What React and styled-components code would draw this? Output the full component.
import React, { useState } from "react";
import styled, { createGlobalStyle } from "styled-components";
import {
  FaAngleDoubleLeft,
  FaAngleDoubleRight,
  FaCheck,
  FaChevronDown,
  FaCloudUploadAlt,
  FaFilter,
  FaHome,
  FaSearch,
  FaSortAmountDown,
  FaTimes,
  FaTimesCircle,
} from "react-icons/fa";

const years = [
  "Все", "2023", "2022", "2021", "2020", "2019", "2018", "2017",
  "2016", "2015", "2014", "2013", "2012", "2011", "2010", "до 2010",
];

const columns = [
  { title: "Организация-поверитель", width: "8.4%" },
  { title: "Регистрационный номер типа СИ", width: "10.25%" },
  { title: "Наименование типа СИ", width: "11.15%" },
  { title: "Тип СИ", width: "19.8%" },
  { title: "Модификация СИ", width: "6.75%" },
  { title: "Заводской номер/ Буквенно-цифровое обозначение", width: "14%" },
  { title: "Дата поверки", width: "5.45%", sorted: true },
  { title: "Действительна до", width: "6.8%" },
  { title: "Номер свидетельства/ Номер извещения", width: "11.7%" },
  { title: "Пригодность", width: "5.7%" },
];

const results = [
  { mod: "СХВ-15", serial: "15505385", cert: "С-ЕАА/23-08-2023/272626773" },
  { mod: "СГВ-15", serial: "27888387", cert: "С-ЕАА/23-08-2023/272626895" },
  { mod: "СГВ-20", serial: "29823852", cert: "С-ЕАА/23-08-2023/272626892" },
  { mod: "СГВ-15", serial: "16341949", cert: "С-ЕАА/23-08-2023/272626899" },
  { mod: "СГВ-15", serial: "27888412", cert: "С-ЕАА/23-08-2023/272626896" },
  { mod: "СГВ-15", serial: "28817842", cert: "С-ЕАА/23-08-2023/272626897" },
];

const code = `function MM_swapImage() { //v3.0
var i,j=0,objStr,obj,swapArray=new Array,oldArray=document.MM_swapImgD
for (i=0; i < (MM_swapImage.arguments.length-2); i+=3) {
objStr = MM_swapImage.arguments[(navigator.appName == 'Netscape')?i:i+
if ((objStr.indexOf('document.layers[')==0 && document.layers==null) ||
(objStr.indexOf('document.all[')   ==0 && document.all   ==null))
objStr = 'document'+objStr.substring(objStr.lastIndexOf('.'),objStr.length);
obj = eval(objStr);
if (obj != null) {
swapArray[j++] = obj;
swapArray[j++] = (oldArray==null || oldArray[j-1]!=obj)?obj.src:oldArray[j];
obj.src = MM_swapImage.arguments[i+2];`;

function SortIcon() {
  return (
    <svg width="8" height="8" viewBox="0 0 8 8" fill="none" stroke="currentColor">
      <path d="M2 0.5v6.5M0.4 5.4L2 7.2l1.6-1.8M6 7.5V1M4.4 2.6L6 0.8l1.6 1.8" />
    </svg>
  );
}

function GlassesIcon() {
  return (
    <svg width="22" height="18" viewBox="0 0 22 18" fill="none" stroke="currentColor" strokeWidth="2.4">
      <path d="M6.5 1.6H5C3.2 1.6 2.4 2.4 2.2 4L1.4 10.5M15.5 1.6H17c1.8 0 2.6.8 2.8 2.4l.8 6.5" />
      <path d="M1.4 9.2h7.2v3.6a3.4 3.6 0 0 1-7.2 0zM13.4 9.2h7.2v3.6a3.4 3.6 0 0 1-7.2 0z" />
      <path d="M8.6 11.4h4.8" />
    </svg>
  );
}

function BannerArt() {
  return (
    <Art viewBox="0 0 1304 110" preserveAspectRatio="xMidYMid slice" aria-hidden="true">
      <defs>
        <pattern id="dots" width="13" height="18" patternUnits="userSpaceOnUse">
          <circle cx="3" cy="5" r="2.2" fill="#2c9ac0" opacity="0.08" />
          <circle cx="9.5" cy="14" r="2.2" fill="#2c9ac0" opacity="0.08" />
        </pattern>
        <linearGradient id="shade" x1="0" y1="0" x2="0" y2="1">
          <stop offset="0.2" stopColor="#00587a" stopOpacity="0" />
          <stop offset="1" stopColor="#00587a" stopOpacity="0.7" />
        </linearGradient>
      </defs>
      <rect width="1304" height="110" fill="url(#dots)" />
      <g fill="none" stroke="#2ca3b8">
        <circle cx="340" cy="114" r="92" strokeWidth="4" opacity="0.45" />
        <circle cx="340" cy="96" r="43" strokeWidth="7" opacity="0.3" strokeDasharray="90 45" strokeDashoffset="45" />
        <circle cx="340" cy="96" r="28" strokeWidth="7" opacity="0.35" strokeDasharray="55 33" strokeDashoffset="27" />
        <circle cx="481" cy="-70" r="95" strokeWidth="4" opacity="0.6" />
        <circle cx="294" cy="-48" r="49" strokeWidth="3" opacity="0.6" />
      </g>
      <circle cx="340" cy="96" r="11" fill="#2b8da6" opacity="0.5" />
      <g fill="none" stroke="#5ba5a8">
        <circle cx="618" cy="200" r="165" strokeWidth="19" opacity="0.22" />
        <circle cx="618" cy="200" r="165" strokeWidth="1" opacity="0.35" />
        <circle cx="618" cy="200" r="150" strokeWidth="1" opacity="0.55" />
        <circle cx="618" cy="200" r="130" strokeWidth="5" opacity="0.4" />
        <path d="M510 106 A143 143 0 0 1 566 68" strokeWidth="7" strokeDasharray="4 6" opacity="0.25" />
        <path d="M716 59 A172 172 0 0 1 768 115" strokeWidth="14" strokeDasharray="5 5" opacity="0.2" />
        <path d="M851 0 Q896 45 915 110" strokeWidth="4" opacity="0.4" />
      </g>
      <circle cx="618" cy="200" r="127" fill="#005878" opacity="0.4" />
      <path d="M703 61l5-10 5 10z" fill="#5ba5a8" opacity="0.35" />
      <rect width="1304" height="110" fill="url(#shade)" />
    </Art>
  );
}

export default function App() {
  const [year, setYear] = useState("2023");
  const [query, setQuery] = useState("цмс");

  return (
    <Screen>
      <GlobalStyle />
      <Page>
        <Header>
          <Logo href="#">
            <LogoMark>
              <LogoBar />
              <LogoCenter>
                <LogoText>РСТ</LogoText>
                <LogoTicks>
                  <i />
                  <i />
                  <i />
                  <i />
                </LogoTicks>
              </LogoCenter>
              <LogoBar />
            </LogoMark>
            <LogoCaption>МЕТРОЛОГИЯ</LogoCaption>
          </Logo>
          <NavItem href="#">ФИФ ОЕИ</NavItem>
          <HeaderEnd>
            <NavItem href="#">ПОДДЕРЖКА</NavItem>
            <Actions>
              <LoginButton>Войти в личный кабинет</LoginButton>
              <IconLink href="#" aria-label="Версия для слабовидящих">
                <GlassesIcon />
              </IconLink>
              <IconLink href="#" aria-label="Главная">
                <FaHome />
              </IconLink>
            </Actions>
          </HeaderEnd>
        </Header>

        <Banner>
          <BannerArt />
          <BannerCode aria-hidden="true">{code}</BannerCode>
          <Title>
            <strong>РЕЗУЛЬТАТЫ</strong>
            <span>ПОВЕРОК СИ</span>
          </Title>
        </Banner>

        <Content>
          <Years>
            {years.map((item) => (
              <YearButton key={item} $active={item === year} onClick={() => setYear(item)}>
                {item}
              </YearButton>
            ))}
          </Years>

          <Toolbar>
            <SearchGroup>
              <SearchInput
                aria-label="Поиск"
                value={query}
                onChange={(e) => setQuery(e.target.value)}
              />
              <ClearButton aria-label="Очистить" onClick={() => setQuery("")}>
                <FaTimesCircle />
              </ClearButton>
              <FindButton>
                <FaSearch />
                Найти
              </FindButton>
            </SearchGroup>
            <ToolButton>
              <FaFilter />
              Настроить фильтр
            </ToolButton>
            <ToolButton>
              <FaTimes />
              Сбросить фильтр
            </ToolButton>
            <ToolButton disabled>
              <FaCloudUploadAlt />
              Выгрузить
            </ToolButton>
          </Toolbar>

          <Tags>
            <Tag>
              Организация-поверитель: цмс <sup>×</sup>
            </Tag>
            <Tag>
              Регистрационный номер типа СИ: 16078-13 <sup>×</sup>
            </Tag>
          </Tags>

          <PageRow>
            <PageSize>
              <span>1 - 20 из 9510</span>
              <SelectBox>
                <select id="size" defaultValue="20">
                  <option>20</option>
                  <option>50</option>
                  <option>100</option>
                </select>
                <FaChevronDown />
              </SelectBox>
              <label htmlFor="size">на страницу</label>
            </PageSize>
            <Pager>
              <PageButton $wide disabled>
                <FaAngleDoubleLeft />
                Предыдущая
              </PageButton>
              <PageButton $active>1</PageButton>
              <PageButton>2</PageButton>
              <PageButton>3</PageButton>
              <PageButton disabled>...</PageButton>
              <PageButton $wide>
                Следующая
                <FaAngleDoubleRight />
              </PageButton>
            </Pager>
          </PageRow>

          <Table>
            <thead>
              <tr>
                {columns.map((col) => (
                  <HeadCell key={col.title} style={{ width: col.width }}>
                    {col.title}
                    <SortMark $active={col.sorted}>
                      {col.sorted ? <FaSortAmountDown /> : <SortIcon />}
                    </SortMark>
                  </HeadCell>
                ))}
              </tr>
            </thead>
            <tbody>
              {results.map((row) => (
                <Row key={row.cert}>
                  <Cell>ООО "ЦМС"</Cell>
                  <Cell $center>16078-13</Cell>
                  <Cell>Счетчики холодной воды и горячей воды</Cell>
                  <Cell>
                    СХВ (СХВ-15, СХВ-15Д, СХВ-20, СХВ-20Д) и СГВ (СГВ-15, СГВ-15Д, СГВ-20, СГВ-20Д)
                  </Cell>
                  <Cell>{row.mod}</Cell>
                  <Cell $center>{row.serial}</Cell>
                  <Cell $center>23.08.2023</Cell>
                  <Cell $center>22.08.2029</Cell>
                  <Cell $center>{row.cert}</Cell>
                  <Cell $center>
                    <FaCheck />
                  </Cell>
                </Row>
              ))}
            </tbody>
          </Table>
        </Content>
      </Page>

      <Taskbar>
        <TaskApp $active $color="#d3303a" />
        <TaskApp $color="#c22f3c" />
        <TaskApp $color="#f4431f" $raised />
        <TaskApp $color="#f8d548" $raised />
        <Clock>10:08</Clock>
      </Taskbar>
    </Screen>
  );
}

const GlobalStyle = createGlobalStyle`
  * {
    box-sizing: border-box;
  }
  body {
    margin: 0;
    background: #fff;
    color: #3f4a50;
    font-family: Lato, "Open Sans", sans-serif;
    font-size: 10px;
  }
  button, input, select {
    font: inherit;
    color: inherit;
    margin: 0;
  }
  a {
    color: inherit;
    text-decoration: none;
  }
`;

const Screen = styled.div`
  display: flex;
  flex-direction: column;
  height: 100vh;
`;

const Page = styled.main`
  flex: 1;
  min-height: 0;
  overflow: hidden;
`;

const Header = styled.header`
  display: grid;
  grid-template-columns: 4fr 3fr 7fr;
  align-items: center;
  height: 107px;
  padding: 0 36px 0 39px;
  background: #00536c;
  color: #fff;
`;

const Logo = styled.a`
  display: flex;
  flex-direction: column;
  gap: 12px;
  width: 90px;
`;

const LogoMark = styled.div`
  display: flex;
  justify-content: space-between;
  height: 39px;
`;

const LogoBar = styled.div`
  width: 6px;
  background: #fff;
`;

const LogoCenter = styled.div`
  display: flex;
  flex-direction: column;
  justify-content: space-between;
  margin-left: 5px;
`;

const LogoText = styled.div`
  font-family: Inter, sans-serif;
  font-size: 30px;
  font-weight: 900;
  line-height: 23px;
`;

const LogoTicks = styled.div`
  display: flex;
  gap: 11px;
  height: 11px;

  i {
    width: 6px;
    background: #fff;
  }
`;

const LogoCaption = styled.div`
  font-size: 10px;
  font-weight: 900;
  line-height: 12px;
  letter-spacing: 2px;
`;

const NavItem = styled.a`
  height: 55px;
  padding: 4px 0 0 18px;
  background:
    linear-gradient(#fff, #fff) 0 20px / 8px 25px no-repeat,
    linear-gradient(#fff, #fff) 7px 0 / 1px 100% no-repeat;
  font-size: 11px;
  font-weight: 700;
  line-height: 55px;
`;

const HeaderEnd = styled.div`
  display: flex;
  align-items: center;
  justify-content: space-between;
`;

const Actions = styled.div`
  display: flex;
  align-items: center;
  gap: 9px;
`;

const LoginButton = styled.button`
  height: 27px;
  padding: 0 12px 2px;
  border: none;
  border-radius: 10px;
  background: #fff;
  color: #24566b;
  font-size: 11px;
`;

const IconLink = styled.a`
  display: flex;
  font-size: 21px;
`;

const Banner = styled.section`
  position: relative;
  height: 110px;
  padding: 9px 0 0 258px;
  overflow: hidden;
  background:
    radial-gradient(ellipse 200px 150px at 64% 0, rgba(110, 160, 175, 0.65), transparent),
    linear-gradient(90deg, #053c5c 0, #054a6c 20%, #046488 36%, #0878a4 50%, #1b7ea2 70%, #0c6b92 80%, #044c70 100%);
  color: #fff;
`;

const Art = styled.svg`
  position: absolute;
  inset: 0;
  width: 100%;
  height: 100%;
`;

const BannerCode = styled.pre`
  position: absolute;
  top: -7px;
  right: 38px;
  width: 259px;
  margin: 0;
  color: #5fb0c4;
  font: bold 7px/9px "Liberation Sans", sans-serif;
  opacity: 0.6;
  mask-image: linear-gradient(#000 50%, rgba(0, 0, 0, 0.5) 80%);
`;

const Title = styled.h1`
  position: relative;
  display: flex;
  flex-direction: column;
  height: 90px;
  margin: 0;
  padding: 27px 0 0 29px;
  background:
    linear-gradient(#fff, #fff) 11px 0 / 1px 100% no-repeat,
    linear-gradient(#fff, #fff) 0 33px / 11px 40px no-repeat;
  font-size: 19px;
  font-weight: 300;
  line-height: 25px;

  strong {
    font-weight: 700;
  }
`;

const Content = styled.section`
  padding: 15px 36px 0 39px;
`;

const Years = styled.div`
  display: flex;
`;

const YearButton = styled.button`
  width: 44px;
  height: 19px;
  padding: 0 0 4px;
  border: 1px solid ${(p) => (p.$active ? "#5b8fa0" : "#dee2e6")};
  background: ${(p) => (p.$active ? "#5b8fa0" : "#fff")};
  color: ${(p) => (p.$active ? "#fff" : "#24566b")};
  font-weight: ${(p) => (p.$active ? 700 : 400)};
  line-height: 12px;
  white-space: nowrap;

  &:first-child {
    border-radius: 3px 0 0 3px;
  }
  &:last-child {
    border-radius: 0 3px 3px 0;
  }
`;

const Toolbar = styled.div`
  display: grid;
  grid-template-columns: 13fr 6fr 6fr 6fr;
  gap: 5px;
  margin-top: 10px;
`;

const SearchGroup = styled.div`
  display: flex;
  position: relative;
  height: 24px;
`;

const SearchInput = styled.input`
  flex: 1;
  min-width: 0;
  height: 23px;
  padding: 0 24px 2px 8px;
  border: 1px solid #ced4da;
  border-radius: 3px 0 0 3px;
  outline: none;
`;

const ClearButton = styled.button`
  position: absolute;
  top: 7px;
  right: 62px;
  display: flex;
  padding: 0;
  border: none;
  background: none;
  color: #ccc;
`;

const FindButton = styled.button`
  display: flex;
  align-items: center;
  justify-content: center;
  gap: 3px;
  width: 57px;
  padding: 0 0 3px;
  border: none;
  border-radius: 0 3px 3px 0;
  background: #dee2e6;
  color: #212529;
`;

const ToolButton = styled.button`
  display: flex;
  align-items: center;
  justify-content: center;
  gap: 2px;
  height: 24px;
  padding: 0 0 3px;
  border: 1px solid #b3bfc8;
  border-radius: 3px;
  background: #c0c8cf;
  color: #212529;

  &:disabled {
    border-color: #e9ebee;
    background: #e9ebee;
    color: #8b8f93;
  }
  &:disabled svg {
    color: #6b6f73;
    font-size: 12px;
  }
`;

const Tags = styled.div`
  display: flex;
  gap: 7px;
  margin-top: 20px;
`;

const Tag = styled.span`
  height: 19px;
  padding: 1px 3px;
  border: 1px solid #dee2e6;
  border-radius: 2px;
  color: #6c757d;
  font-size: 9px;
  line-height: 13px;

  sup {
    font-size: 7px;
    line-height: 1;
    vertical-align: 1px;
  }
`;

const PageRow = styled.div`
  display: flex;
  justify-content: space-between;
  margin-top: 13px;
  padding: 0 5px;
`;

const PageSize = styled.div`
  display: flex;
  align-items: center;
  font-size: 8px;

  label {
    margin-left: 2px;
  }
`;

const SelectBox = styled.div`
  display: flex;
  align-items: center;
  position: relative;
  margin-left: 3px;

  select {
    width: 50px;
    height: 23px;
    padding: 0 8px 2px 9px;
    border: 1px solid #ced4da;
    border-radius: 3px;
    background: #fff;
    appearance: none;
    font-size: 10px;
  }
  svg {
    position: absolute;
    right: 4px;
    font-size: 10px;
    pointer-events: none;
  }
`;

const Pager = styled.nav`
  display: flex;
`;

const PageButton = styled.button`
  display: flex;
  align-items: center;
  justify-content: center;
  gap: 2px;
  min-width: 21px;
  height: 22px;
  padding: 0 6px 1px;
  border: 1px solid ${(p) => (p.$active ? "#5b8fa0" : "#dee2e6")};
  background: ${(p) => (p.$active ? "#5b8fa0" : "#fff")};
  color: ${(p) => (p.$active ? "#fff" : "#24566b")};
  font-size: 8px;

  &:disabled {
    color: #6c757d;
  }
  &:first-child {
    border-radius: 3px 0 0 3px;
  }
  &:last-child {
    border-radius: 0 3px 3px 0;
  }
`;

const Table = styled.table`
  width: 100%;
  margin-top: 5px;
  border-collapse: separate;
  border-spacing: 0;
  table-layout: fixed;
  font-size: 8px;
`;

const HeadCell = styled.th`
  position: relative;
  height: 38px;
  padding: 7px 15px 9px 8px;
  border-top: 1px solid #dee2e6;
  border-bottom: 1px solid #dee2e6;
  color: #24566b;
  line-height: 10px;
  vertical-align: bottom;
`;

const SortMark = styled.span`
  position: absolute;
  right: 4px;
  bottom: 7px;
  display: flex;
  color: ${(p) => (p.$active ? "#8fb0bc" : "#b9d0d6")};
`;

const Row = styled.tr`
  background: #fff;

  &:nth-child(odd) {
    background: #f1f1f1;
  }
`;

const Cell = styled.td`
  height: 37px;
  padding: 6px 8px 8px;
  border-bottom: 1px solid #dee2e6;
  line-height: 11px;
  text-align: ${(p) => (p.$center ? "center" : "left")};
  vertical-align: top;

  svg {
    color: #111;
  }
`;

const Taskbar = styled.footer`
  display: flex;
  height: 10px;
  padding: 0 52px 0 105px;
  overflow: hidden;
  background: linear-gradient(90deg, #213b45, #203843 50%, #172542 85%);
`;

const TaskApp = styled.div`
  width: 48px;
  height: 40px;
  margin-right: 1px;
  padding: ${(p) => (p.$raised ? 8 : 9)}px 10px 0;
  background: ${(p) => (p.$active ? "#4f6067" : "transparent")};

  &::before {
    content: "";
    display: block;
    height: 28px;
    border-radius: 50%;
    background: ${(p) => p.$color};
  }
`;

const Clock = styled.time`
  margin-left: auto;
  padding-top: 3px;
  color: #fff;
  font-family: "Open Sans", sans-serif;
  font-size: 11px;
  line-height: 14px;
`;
━━━━━━━━
§ Task
Pull out each line containing the word "components" and copy it.

§ The output
What React and styled-components code would draw this? Output the full component.
import styled, { createGlobalStyle } from "styled-components";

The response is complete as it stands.